Cunningham also pleaded guilty to driving while under the influence of alcohol on the same date.

Judge Martin Nolan sentenced Cunningham to five years in prison, which he suspended in full on condition that he is of good behaviour for that period. He also disqualified him from driving for five years.

Prosecution counsel Melanie Greally told Judge Nolan that Cunningham had been attending a darts tournament at the Citywest Hotel on the night of the accident.

Cunningham, who had consumed "about eight pints", had booked a room in the hotel but "could offer no reason" why he decided to drive back to Cavan at 1am.

He ended up driving south on the N7 until he came off at the Kill slip road before driving back down onto the dual carriageway in the wrong direction.

The court heard Mr Mendez and his fiancee Latoya Scott were returning from a dinner celebrating Ms Scott's birthday and were travelling in the outer lane in the direction of Naas when, according to Ms Scott, all she could remember was seeing a flash of light and feeling the impact, which sent their car spinning out of control.

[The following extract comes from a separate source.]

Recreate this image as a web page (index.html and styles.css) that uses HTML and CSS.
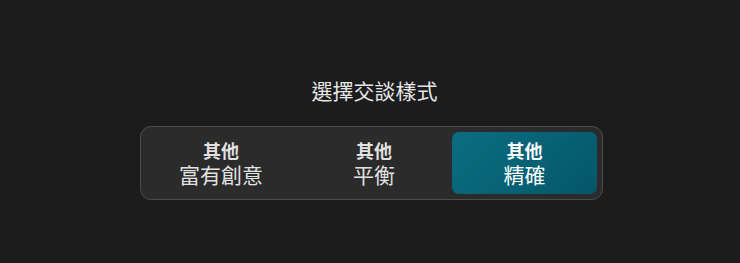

Ms Scott managed to free herself but her fiance, who was revived momentarily at the scene, was trapped and had to be cut from the wreckage.

He was taken to hospital where he later died.

Ms Scott said in her victim-impact statement that her fiance's death had left her completely devastated. She said: "My whole life has changed. I feel I don't have a life. My life is totally empty and I don't feel I will ever celebrate a birthday again.

"Emmanuel was happy, calm, generous and would always say hello to everyone. I am left with so many questions."

The court heard that after he was discharged from hospital with minor injuries, Cunningham presented himself at a garda station.

He told gardai he could not remember getting into the car, driving the car onto the slip road or later against the flow of traffic.

After the accident, he was found to have had 150mg of alcohol per 100ml of blood.

Defence counsel Paul Greene said his client was extremely remorseful for what happened and before that night was a man of excellent character with no previous convictions.

Judge Nolan said he wasn't sure what had happened to Cunningham on the night of the offenses but said he didn't think drink caused him to do what he did.

He said his behaviour was totally out of character for Cunningham who he said, up until that night, was "a perfectly sensible man".

"I'm not sure Mr Cunningham knew what he was doing. I'm not sure the drink was the cause," the judge said.

"I'm not sure that I don't accept his explanation. It's very difficult to justly sentence this case.

"He's not dishonest, he's not stupid and he's a man who doesn't lack sense. I think something happened to Mr Cunningham that night that's not explainable by the drink he took".

Judge Nolan said Cunningham was certainly "drunk while driving the car" and that is "obviously a possibility" that the amount of drink put him into an "insensible state".

He said he had to take into account Cunningham's guilty plea, his co-operation with gardai, his lack of previous convictions and his own doubt surrounding whether the guilty man knew what he was doing.

An amount of €25,000 was handed into the court as a token of Cunningham's remorse.